▶ TO BE DONE:
Search the listing below for the string "index" and copy every line where it occurs.

▶ DATA BLOCK:
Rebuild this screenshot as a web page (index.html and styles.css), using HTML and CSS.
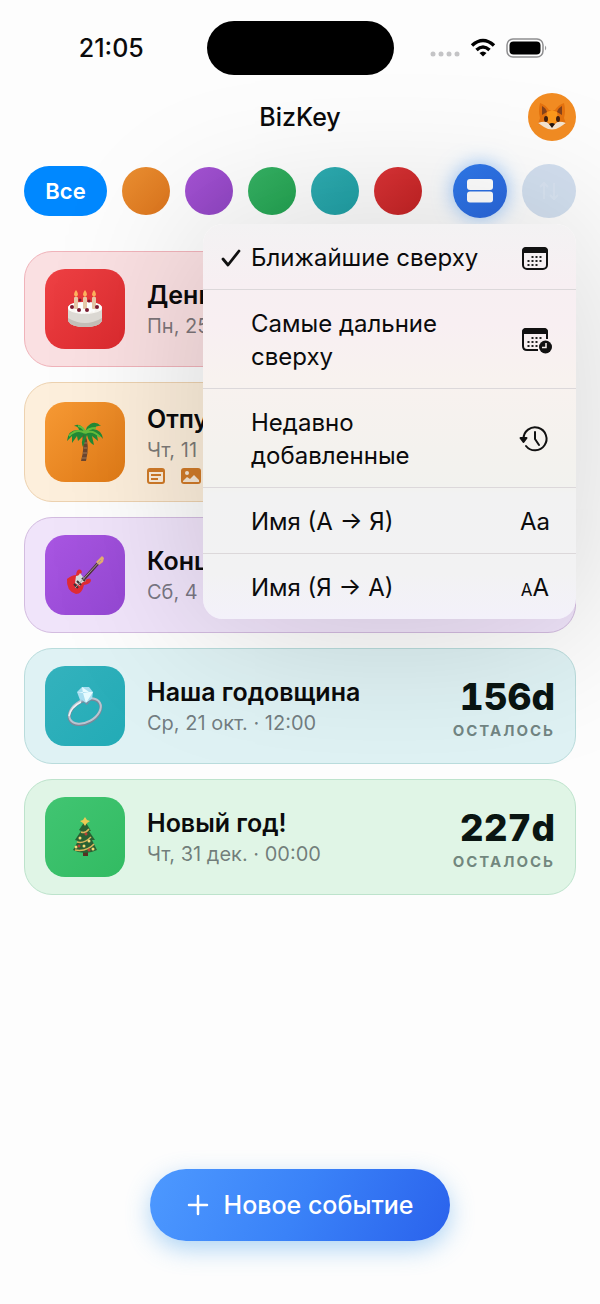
FILE: index.html
```html
<!DOCTYPE html>
<html lang="ru">
<head>
  <meta charset="UTF-8" />
  <meta name="viewport" content="width=device-width, initial-scale=1.0" />
  <title>BizKey</title>
  <link rel="stylesheet" href="styles.css">
</head>
<body>
  <div class="status-bar">
    <span class="time">21:05</span>
    <span class="island"></span>
    <span class="status-icons">
      <svg width="30" height="24" viewBox="0 0 30 24" fill="#c4c4c6"><circle cx="3" cy="18" r="2.500"/><circle cx="11" cy="18" r="2.500"/><circle cx="19" cy="18" r="2.500"/><circle cx="27" cy="18" r="2.500"/></svg>
      <svg width="26" height="24" viewBox="0 0 26 24" fill="none" stroke="#000" stroke-width="3.500"><path d="M2 9.500Q13-.5 24 9.500"/><path d="M6.500 14Q13 8 19.500 14"/><path d="M13 20.500L9.500 17Q13 14 16.500 17Z" fill="#000" stroke="none"/></svg>
      <svg width="42" height="24" viewBox="0 0 42 24"><rect x="1" y="3" width="36" height="18" rx="6" fill="none" stroke="#8e8e90" stroke-width="1.500"/><rect x="3.500" y="5.500" width="31" height="13" rx="4"/><path d="M39 9.500q2.500 2.500 0 5z" fill="#9a9a9c"/></svg>
    </span>
  </div>

  <header>
    <h1>BizKey</h1>
    <button class="avatar" aria-label="Профиль">
      <svg width="34" height="34" viewBox="0 0 34 34">
        <path d="M5 3Q11 5 14 10h6q3-5 9-7 2 8 0 15l2 6-6 2q-8 6-16 0l-6-2 2-6Q3 11 5 3z" fill="#e4720f"/>
        <path d="M7 6q4 2 5 6l-5 3zM27 6q-4 2-5 6l5 3z" fill="#86431c"/>
        <path d="M12 12l5-2 5 2 1 8-6 6-6-6z" fill="#fb981b"/>
        <path d="M3 23q8-3 11 1l3 2 3-2q3-4 11-1l-6 4q-8 5-16 0z" fill="#f4e4cf"/>
        <ellipse cx="11" cy="19" rx="2" ry="3" fill="#42200f"/><ellipse cx="23" cy="19" rx="2" ry="3" fill="#42200f"/>
        <path d="M14 24q3-2 6 0l-3 4z" fill="#24150f"/>
      </svg>
    </button>
  </header>

  <div class="toolbar">
    <div class="filters">
      <button class="all">Все</button>
      <button class="dot orange" aria-label="Оранжевый"></button>
      <button class="dot purple" aria-label="Фиолетовый"></button>
      <button class="dot green" aria-label="Зелёный"></button>
      <button class="dot teal" aria-label="Бирюзовый"></button>
      <button class="dot red" aria-label="Красный"></button>
    </div>
    <div class="views">
      <button class="view active" aria-label="Список">
        <svg width="26" height="24" viewBox="0 0 26 24" fill="#fff"><rect width="26" height="11" rx="3"/><rect y="12.500" width="26" height="11" rx="3"/></svg>
      </button>
      <button class="view sort" aria-label="Сортировка">
        <svg width="26" height="24" viewBox="0 0 26 24" fill="none" stroke="#fff" stroke-width="2"><path d="M8 20V4M4 8l4-4 4 4M18 4v16M14 16l4 4 4-4"/></svg>
      </button>
    </div>

    <div class="menu">
      <button class="menu-item">
        <svg class="check" width="20" height="20" viewBox="0 0 20 20" fill="none" stroke="#111" stroke-width="2.800" stroke-linecap="round" stroke-linejoin="round"><path d="M2 11l5 6L18 3"/></svg>
        <span class="label">Ближайшие сверху</span>
        <svg class="icon" width="34" height="30" viewBox="0 0 34 30"><rect x="5" y="5" width="24" height="21" rx="4" fill="none" stroke="#111" stroke-width="2"/><path d="M4 10V8q0-4 4-4h18q4 0 4 4v2z" fill="#111"/><path d="M13.500 14h12M9.500 18h16M9.500 22h12" stroke="#222" stroke-width="2" stroke-dasharray="2 2"/></svg>
      </button>
      <button class="menu-item">
        <span class="label">Самые дальние сверху</span>
        <svg class="icon" width="34" height="30" viewBox="0 0 34 30"><path d="M20 25H9q-4 0-4-4V8q0-4 4-4h16q4 0 4 4v6" fill="none" stroke="#111" stroke-width="2"/><path d="M4 9V7q0-4 4-4h18q4 0 4 4v2z" fill="#111"/><path d="M13.500 13h12M9.500 17h12M9.500 21h10" stroke="#222" stroke-width="2" stroke-dasharray="2 2"/><circle cx="27.500" cy="22" r="6.500" fill="#111"/><path d="M28 18v4.500h-4" fill="none" stroke="#f8f1ee" stroke-width="1.500"/></svg>
      </button>
      <button class="menu-item">
        <span class="label">Недавно добавленные</span>
        <svg class="icon" width="34" height="30" viewBox="0 0 34 30" fill="none" stroke="#111" stroke-width="2" stroke-linecap="round"><path d="M5.500 15A11.500 11.500 0 1 1 8 22"/><path d="M17 8v7l4 6"/><path d="M2.500 14h6l-3 4z" fill="#111" stroke-linejoin="round"/></svg>
      </button>
      <button class="menu-item">
        <span class="label">Имя (А → Я)</span>
        <span class="icon">Aa</span>
      </button>
      <button class="menu-item">
        <span class="label">Имя (Я → А)</span>
        <span class="icon"><small>A</small>A</span>
      </button>
    </div>
  </div>

  <main class="events">
    <article class="card card-red">
      <div class="tile red">
        <svg width="40" height="40" viewBox="0 0 40 40">
          <path d="M3 19v13q3 6 17 6t17-6V19z" fill="#dedbd6"/>
          <path d="M3 29q17 10 34 0v3q-3 6-17 6T3 32z" fill="#c5c0ba"/>
          <ellipse cx="20" cy="19" rx="17" ry="6" fill="#faf8f4"/>
          <path d="M3 19q2 5 4 1t4 4q2-4 5 1 4-4 8 0 3-5 5-1 2-8 4-4t4-1q0-6-17-6T3 19z" fill="#fff"/>
          <g fill="#e8c9a8"><rect x="9" y="8" width="4" height="12" rx="1"/><rect x="18" y="8" width="4" height="12" rx="1"/><rect x="27" y="8" width="4" height="12" rx="1"/></g>
          <path d="M11 1q4 5 0 7-4-2 0-7zM20 1q4 5 0 7-4-2 0-7zM29 1q4 5 0 7-4-2 0-7z" fill="#ffb35e"/>
          <g fill="#7d1a30"><circle cx="7" cy="18" r="2"/><circle cx="14" cy="21" r="2"/><circle cx="22" cy="21" r="2"/><circle cx="32" cy="18" r="2"/><circle cx="15" cy="11" r="1.500"/><circle cx="24" cy="12" r="1.500"/></g>
        </svg>
      </div>
      <div class="info">
        <h2>День рождения</h2>
        <p>Пн, 25 мая</p>
      </div>
    </article>

    <article class="card card-orange">
      <div class="tile orange">
        <svg width="40" height="40" viewBox="0 0 40 40">
          <path d="M20 12q5 11 1 27h-5q4-14 1-26z" fill="#6b4630"/>
          <path d="M17 36h5M18 31h4M19 26h3M19 21h3" stroke="#a67b55"/>
          <path d="M20 10Q16 0 9 4q4 0 5 4Q3 7 2 19l5-5 0 7 5-7 1 5 7-7q-5 7-2 13l4-12q2 8 7 10l-2-9 6 5-1-6q3 0 6 4-1-9-10-10 4-4 8-3-7-7-14 1z" fill="#228a35"/>
          <path d="M20 11Q12 6 4 14M20 11q8-4 15 4M20 11q-1-6-7-7M20 11q3-5 11-5" fill="none" stroke="#66bd3c" stroke-width="2"/>
        </svg>
      </div>
      <div class="info">
        <h2>Отпуск</h2>
        <p>Чт, 11 июня</p>
        <div class="badges">
          <svg width="18" height="16" viewBox="0 0 18 16"><rect x="1" y="1" width="16" height="14" rx="2" fill="none" stroke="#d17b28" stroke-width="2"/><path d="M1 3h16M4 7h10M4 11h7" stroke="#d17b28" stroke-width="2"/></svg>
          <svg width="20" height="16" viewBox="0 0 20 16"><rect width="20" height="16" rx="3" fill="#d17b28"/><circle cx="6" cy="5" r="2" fill="#f7e8d5"/><path d="M2 13l4-4 3 2 4-4 5 5v2H2z" fill="#f7e8d5"/></svg>
        </div>
      </div>
    </article>

    <article class="card card-purple">
      <div class="tile purple">
        <svg width="40" height="40" viewBox="0 0 40 40">
          <path d="M19 24L36 5" stroke="#4f3439" stroke-width="3"/>
          <path d="M33 5l4-4 2 2-1 4-4 3-3-3z" fill="#e6b070"/>
          <path d="M2 24q5-4 9-4 1-7 5-5 2 2-1 5l5 5q5-3 6 0 0 4-7 5-2 9-8 9Q1 36 2 24z" fill="#e02c35"/>
          <path d="M11 21q3 0 4-3l6 8q-5 1-6 5l-5-3z" fill="#d9dedc"/>
          <path d="M9 29l4 4M12 26l4 4M17 23l3 3" stroke="#37343a" stroke-width="2"/>
          <path d="M10 33L36 5" stroke="#a7999d"/>
        </svg>
      </div>
      <div class="info">
        <h2>Концерт</h2>
        <p>Сб, 4 июля</p>
      </div>
    </article>

    <article class="card card-teal">
      <div class="tile teal">
        <svg width="40" height="40" viewBox="0 0 40 40">
          <ellipse cx="20" cy="26" rx="17" ry="11" transform="rotate(-29 20 26)" fill="none" stroke="#7c8798" stroke-width="3"/>
          <ellipse cx="20" cy="25" rx="17" ry="11" transform="rotate(-29 20 25)" fill="none" stroke="#b9c5d1" stroke-width="2"/>
          <path d="M4 30q2-9 12-14" fill="none" stroke="#edf3f6" stroke-width="1.500"/>
          <path d="M12 6l5-5h7l4 5-1 7-6 4-6-3z" fill="#a8def0"/>
          <path d="M12 6l6 1 6-1 4 0-7 11-3-10-1-6 7 5" fill="#e6fbff"/>
          <path d="M15 13l6 4 6-4-5 6z" fill="#788da3"/>
        </svg>
      </div>
      <div class="info">
        <h2>Наша годовщина</h2>
        <p>Ср, 21 окт. · 12:00</p>
      </div>
      <div class="countdown">
        <strong>156d</strong>
        <span>ОСТАЛОСЬ</span>
      </div>
    </article>

    <article class="card card-green">
      <div class="tile green">
        <svg width="40" height="40" viewBox="0 0 40 40">
          <path d="M18 34h5v5h-5z" fill="#583123"/>
          <path d="M20 4l6 10-2 0 6 9-3 0 5 10q-12 6-24 0l5-9-3-1 6-9-2-1z" fill="#296133"/>
          <path d="M16 15q4 2 8-3M12 25q7 2 14-5M10 33q12 2 19-6" fill="none" stroke="#d7b55b" stroke-width="1.500"/>
          <path d="M20 0l2 3 3 1-3 2-2 3-2-3-3-2 3-1z" fill="#edcb54"/>
          <g fill="#f4da74"><circle cx="15" cy="21" r="1.500"/><circle cx="24" cy="24" r="1.500"/><circle cx="19" cy="29" r="1.500"/><circle cx="28" cy="32" r="1.500"/><circle cx="11" cy="30" r="1.500"/></g>
          <g fill="#b54137"><circle cx="21" cy="17" r="1.500"/><circle cx="14" cy="29" r="1.500"/><circle cx="24" cy="33" r="1.500"/></g>
        </svg>
      </div>
      <div class="info">
        <h2>Новый год!</h2>
        <p>Чт, 31 дек. · 00:00</p>
      </div>
      <div class="countdown">
        <strong>227d</strong>
        <span>ОСТАЛОСЬ</span>
      </div>
    </article>
  </main>

  <button class="add">
    <svg width="22" height="22" viewBox="0 0 22 22" stroke="#fff" stroke-width="2.500" stroke-linecap="round"><path d="M11 2v18M2 11h18"/></svg>
    Новое событие
  </button>
</body>
</html>
```
FILE: styles.css
```css
* {
  box-sizing: border-box;
}
body {
  margin: 0;
  padding: 21px 24px 63px;
  min-height: 100vh;
  display: flex;
  flex-direction: column;
  overflow-x: hidden;
  font-family: Inter, "Noto Sans", sans-serif;
  background: #fdfdfd;
  color: #0b0b0c;
}
button {
  border: none;
  padding: 0;
  font: inherit;
  color: inherit;
  cursor: pointer;
}
h1,
h2,
p {
  margin: 0;
}
.status-bar {
  display: grid;
  grid-template-columns: 1fr 187px 1fr;
  align-items: center;
  height: 54px;
}
.time {
  padding-right: 8px;
  text-align: center;
  font-size: 25px;
  font-weight: 500;
}
.island {
  height: 54px;
  border-radius: 27px;
  background: #000;
}
.status-icons {
  display: flex;
  justify-content: center;
  gap: 10px;
  padding-left: 8px;
}
header {
  display: grid;
  grid-template-columns: 48px 1fr 48px;
  align-items: center;
  margin-top: 18px;
}
h1 {
  grid-column: 2;
  text-align: center;
  font-size: 25px;
  font-weight: 500;
}
.avatar {
  display: flex;
  align-items: center;
  justify-content: center;
  height: 48px;
  border-radius: 50%;
  background: #f28c23;
}
.toolbar {
  position: relative;
  display: flex;
  align-items: center;
  justify-content: space-between;
  margin-top: 23px;
}
.filters,
.views {
  display: flex;
  align-items: center;
  gap: 15px;
}
.all {
  width: 83px;
  height: 50px;
  border-radius: 25px;
  background: #0088ff;
  color: #fff;
  font-size: 22px;
  font-weight: 600;
}
.dot {
  width: 48px;
  height: 48px;
  border-radius: 50%;
}
.orange {
  background: linear-gradient(135deg, #f79a35, #e07a16);
}
.purple {
  background: linear-gradient(135deg, #a956e2, #9447d3);
}
.green {
  background: linear-gradient(135deg, #41c572, #32bb62);
}
.teal {
  background: linear-gradient(135deg, #34b2bd, #22abb6);
}
.red {
  background: linear-gradient(135deg, #ee4144, #dc2a2e);
}
.dot.orange {
  background: linear-gradient(135deg, #ea9032, #db731c);
}
.dot.purple {
  background: linear-gradient(135deg, #a653d5, #8f45c2);
}
.dot.green {
  background: linear-gradient(135deg, #36b264, #23a351);
}
.dot.teal {
  background: linear-gradient(135deg, #2fadb2, #20a0a5);
}
.dot.red {
  background: linear-gradient(135deg, #dc3437, #c42324);
}
.view {
  display: flex;
  align-items: center;
  justify-content: center;
  width: 54px;
  height: 54px;
  border-radius: 50%;
}
.view.active {
  background: linear-gradient(135deg, #2f7aec, #2a66dc);
  box-shadow: 0 0 20px rgba(80, 160, 250, 0.6);
}
.sort {
  background: #d2dfef;
}
.sort svg {
  opacity: 0.15;
}
.menu {
  position: absolute;
  top: 100%;
  right: 0;
  z-index: 2;
  width: 373px;
  max-width: 100%;
  margin-top: 6px;
  overflow: hidden;
  border-radius: 20px;
  background: linear-gradient(#f3f2f3, #f7eff2 60px, #f8eff2 100px, #f8f2ef 155px, #f4f2ee 225px, #f2f2ee 262px, #f2f2f2 270px, #f2f2f3 350px, #f3f1fa);
  box-shadow: 0 4px 160px rgba(0, 0, 0, 0.18);
}
.menu-item {
  display: flex;
  align-items: center;
  width: 100%;
  padding: 17px 24px 15px 18px;
  background: none;
  text-align: left;
  font-size: 24px;
  line-height: 33px;
}
.menu-item + .menu-item {
  border-top: 1px solid #dcd8da;
}
.label {
  flex: 1;
  max-width: 240px;
  margin-left: 30px;
}
.check {
  flex: none;
}
.check + .label {
  margin-left: 10px;
}
.icon {
  flex: none;
  width: 34px;
  margin-left: auto;
  text-align: center;
}
.icon small {
  font-size: 17px;
  line-height: 1;
}
.events {
  display: flex;
  flex-direction: column;
  gap: 15px;
  margin-top: 33px;
}
.card {
  display: flex;
  align-items: center;
  gap: 22px;
  padding: 17px 20px;
  border: 1px solid;
  border-radius: 28px;
}
.card-red {
  background: #fae0e2;
  border-color: #f0b3ba;
}
.card-orange {
  background: #fdefdc;
  border-color: #edd2b0;
}
.card-purple {
  background: #f0e4fa;
  border-color: #d3bce0;
}
.card-teal {
  background: #dff2f4;
  border-color: #b9dcdc;
}
.card-green {
  background: #e0f5e6;
  border-color: #bde3cc;
}
.tile {
  display: flex;
  align-items: center;
  justify-content: center;
  flex: none;
  width: 80px;
  height: 80px;
  border-radius: 20px;
}
.info {
  flex: 1;
  padding-top: 4px;
}
.info h2 {
  font-size: 25px;
  line-height: 30px;
  font-weight: 600;
}
.info p {
  font-size: 20px;
  line-height: 32px;
  color: rgba(40, 45, 50, 0.6);
}
.badges {
  display: flex;
  gap: 16px;
  margin-top: 2px;
}
.countdown {
  display: flex;
  flex-direction: column;
  align-items: flex-end;
  padding-top: 12px;
}
.countdown strong {
  font-size: 37px;
  line-height: 38px;
  font-weight: 800;
  font-variant-numeric: tabular-nums;
  color: #0a1512;
}
.countdown span {
  font-size: 15px;
  line-height: 30px;
  font-weight: 700;
  letter-spacing: 2px;
  color: rgba(40, 60, 55, 0.6);
}
.add {
  display: flex;
  align-items: center;
  justify-content: center;
  gap: 15px;
  align-self: center;
  height: 72px;
  margin-top: auto;
  padding: 0 37px;
  border-radius: 36px;
  background: linear-gradient(115deg, #4d99ff, #3a82f8 50%, #2a62ec);
  box-shadow: 0 8px 24px rgba(80, 165, 235, 0.45);
  color: #fff;
  font-size: 25px;
  font-weight: 500;
}
```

▶ OUTPUT:
Rebuild this screenshot as a web page (index.html and styles.css), using HTML and CSS.
FILE: index.html
  z-index: 2;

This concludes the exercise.